> [SOURCE DATA]
+--

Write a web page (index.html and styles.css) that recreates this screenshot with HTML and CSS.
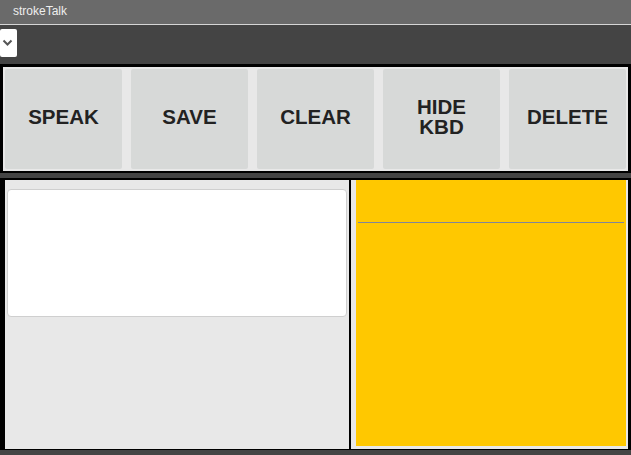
FILE: index.html
```html
<!DOCTYPE html>
<html>
<head>
<meta charset="utf-8">
<title>strokeTalk</title>
<link rel="stylesheet" href="styles.css">
</head>
<body>
<div class="app">
  <div class="titlebar">strokeTalk</div>
  <div class="toolbar">
    <div class="select">
      <svg width="17" height="28" viewBox="0 0 17 28"><polyline points="3.5,11.5 7.5,15.5 11.5,11.5" fill="none" stroke="#555" stroke-width="2"/></svg>
    </div>
  </div>
  <div class="btnpanel">
    <div class="btn">SPEAK</div>
    <div class="btn">SAVE</div>
    <div class="btn">CLEAR</div>
    <div class="btn">HIDE<br>KBD</div>
    <div class="btn">DELETE</div>
  </div>
  <div class="work">
    <div class="left">
      <div class="textbox"></div>
    </div>
    <div class="right">
      <div class="canvas">
        <div class="rule"></div>
      </div>
    </div>
  </div>
</div>
</body>
</html>
```
FILE: styles.css
```css
html, body {
  margin: 0;
  padding: 0;
}
body {
  background: #444444;
  width: 631px;
  height: 455px;
  overflow: hidden;
  font-family: "Liberation Sans", Arial, sans-serif;
}
.app {
  display: flex;
  flex-direction: column;
  width: 631px;
}
.titlebar {
  height: 24px;
  line-height: 22px;
  background: #6a6a6a;
  color: #eeeeee;
  font-size: 12px;
  padding-left: 13px;
  border-bottom: 1px solid #d6d6d6;
}
.toolbar {
  height: 39px;
  padding-top: 4px;
  box-sizing: border-box;
  display: flex;
}
.select {
  width: 17px;
  height: 28px;
  background: #ffffff;
  border-radius: 2px;
  display: flex;
}
.btnpanel {
  display: flex;
  gap: 9px;
  background: #e8e8e8;
  border: 3px solid #000;
  border-bottom-width: 2px;
  padding: 2px;
}
.btn {
  width: 117px;
  height: 100px;
  box-sizing: border-box;
  padding-bottom: 4px;
  background: #d7d9d8;
  border-radius: 2px;
  display: flex;
  align-items: center;
  justify-content: center;
  text-align: center;
  font-weight: bold;
  font-size: 20.5px;
  line-height: 1;
  color: #222222;
}
.work {
  margin-top: 5px;
  height: 272px;
  box-sizing: border-box;
  background: #000;
  padding: 2px 3px 1px 5px;
  display: flex;
  gap: 2px;
}
.left {
  width: 344px;
  background: #e8e8e8;
  padding: 9px 2px;
  box-sizing: border-box;
}
.textbox {
  height: 128px;
  box-sizing: border-box;
  background: #fff;
  border: 1px solid #cfcfcf;
  border-radius: 4px;
}
.right {
  width: 277px;
  background: #e8e8e8;
  padding: 0 2px 3px 5px;
  box-sizing: border-box;
  display: flex;
}
.canvas {
  flex: 1;
  background: #ffc800;
  padding-top: 42px;
  box-sizing: border-box;
}
.rule {
  height: 1px;
  margin: 0 2px;
  background: #80869a;
}
```
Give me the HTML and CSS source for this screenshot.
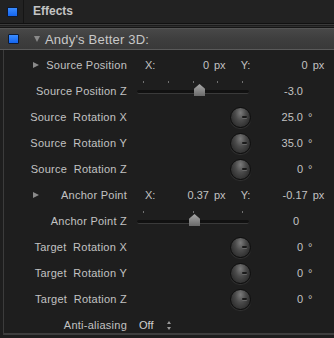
FILE: index.html
```html
<!DOCTYPE html>
<html lang="en">
<head>
    <meta charset="UTF-8">
    <title>Effects</title>
    <link rel="stylesheet" href="styles.css">
</head>
<body>
    <div class="header">
        <div class="check-cell"><span class="check"></span></div>
        <div class="title">Effects</div>
    </div>
    <div class="sep"></div>
    <div class="panel">
        <div class="effect-row">
            <span class="check"></span>
            <span class="disclose down"></span>
            <span class="effect-name">Andy's Better 3D:</span>
        </div>

        <div class="row">
            <div class="label"><span class="disclose"></span>Source Position</div>
            <span class="axis">X:</span><span class="num">0</span><span class="unit">px</span>
            <span class="axis ay">Y:</span><span class="num ny">0</span><span class="unit">px</span>
        </div>
        <div class="row">
            <div class="label">Source Position Z</div>
            <div class="slider">
                <div class="ticks"><i></i><i></i><i></i><i></i><i></i></div>
                <div class="track"></div>
                <div class="thumb" style="left: 57px"></div>
            </div>
            <span class="value">-3.0</span>
        </div>
        <div class="row">
            <div class="label">Source  Rotation X</div>
            <div class="knob"></div>
            <span class="value">25.0</span><span class="deg">°</span>
        </div>
        <div class="row">
            <div class="label">Source  Rotation Y</div>
            <div class="knob"></div>
            <span class="value">35.0</span><span class="deg">°</span>
        </div>
        <div class="row">
            <div class="label">Source  Rotation Z</div>
            <div class="knob"></div>
            <span class="value">0</span><span class="deg">°</span>
        </div>
        <div class="row">
            <div class="label"><span class="disclose"></span>Anchor Point</div>
            <span class="axis">X:</span><span class="num">0.37</span><span class="unit">px</span>
            <span class="axis ay">Y:</span><span class="num ny">-0.17</span><span class="unit">px</span>
        </div>
        <div class="row">
            <div class="label">Anchor Point Z</div>
            <div class="slider">
                <div class="ticks"><i></i><i></i><i></i></div>
                <div class="track"></div>
                <div class="thumb" style="left: 52px"></div>
            </div>
            <span class="value v-plain">0</span>
        </div>
        <div class="row">
            <div class="label">Target  Rotation X</div>
            <div class="knob"></div>
            <span class="value">0</span><span class="deg">°</span>
        </div>
        <div class="row">
            <div class="label">Target  Rotation Y</div>
            <div class="knob"></div>
            <span class="value">0</span><span class="deg">°</span>
        </div>
        <div class="row">
            <div class="label">Target  Rotation Z</div>
            <div class="knob"></div>
            <span class="value">0</span><span class="deg">°</span>
        </div>
        <div class="row">
            <div class="label">Anti-aliasing</div>
            <span class="popup">Off</span>
            <span class="stepper"></span>
        </div>
    </div>
</body>
</html>
```

FILE: styles.css
```css
body {
    margin: 0;
    background: #1e1e1e;
    font-family: "Liberation Sans", Arial, sans-serif;
    font-size: 11px;
    color: #c2c2c2;
    width: 334px;
    height: 338px;
    overflow: hidden;
}

.check {
    display: inline-block;
    width: 9px;
    height: 8px;
    background: linear-gradient(#3a8cff, #1465f0);
    border: 1px solid #0c1a33;
    border-radius: 1px;
}

.header {
    display: flex;
    height: 23px;
    background: #222;
}
.check-cell {
    width: 24px;
    border-right: 1px solid #151515;
    display: flex;
    align-items: center;
    padding-left: 7px;
    box-sizing: border-box;
}
.title {
    padding-left: 9px;
    line-height: 23px;
    font-weight: bold;
    font-size: 12px;
    color: #c4c4c4;
}

.sep {
    height: 5px;
    background: linear-gradient(#111 0, #111 1px, #3a3a3a 1px, #3a3a3a 2px, #1c1c1c 2px, #1c1c1c 3px, #2e2e2e 3px, #2e2e2e 4px, #151515 4px);
}

.panel {
    margin-left: 3px;
    border-left: 1px solid #3c3c3c;
    border-bottom: 2px solid #3e3e3e;
    height: 305px;
}

.effect-row {
    display: flex;
    align-items: center;
    height: 22px;
    margin-left: -4px;
    padding-left: 8px;
    background: linear-gradient(#484848, #3e3e3e 50%, #393939);
    border-top: 1px solid #555;
    border-bottom: 1px solid #5a5a5a;
    box-sizing: border-box;
}
.effect-name {
    font-size: 13px;
    color: #c8c8c8;
    letter-spacing: 0.2px;
}

.disclose {
    display: inline-block;
    width: 0;
    height: 0;
    border-top: 3.5px solid transparent;
    border-bottom: 3.5px solid transparent;
    border-left: 6px solid #8a8a8a;
}
.disclose.down {
    margin: 0 5px 0 15px;
    border-left: 3.5px solid transparent;
    border-right: 3.5px solid transparent;
    border-top: 6px solid #8a8a8a;
    border-bottom: 0;
}

.row {
    display: flex;
    align-items: center;
    height: 26px;
}
.row:nth-child(2) {
    margin-top: 2px;
}

.label {
    width: 123px;
    flex: none;
    display: flex;
    align-items: center;
    justify-content: flex-end;
    white-space: pre;
    letter-spacing: 0.25px;
}
.label .disclose {
    margin-right: auto;
    margin-left: 29px;
}

.axis {
    margin-left: 18px;
    width: 12px;
}
.axis.ay {
    margin-left: 15px;
}
.num {
    width: 52px;
    text-align: right;
}
.num.ny {
    width: 55px;
}
.unit {
    margin-left: 5px;
}

.slider {
    position: relative;
    width: 112px;
    height: 26px;
    margin-left: 10px;
}
.ticks {
    display: flex;
    justify-content: space-between;
    padding: 0 6px;
    margin-top: 3px;
}
.ticks i {
    width: 1px;
    height: 2px;
    background: #707070;
}
.track {
    position: absolute;
    left: 0;
    right: 0;
    top: 12px;
    height: 3px;
    border-radius: 2px;
    background: #111;
    border-bottom: 1px solid #3a3a3a;
}
.thumb {
    position: absolute;
    top: 6px;
    width: 11px;
    height: 12px;
    background: linear-gradient(#a8a8a8, #6a6a6a);
    clip-path: polygon(50% 0, 100% 40%, 100% 100%, 0 100%, 0 40%);
}

.knob {
    width: 19px;
    height: 19px;
    margin-left: 103px;
    border-radius: 50%;
    background: radial-gradient(ellipse at 50% 25%, #7a7a7a, #4a4a4a 40%, #333 70%, #262626 100%);
    border: 1px solid #0e0e0e;
    box-shadow: 0 1px 1px rgba(255, 255, 255, 0.1);
    position: relative;
}
.knob::after {
    content: "";
    position: absolute;
    right: 3px;
    top: 8px;
    width: 5px;
    height: 2px;
    border-radius: 1px;
    background: #1a1a1a;
    box-shadow: 0 1px 0 #666;
}

.value {
    width: 52px;
    text-align: right;
}
.slider + .value {
    width: 54px;
}
.slider + .v-plain {
    width: 50px;
}
.deg {
    margin-left: 5px;
}

.popup {
    margin-left: 12px;
    color: #d0d0d0;
}
.stepper {
    margin-left: 14px;
    width: 5px;
    height: 9px;
    position: relative;
}
.stepper::before,
.stepper::after {
    content: "";
    position: absolute;
    left: 0;
    border-left: 2.5px solid transparent;
    border-right: 2.5px solid transparent;
}
.stepper::before {
    top: 0;
    border-bottom: 3px solid #999;
}
.stepper::after {
    bottom: 0;
    border-top: 3px solid #999;
}
```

+--

> [AIM] Go through the listing above and report how many of its lines contain the word "this", with only the number as output.

> [COMPLETE RESPONSE] 2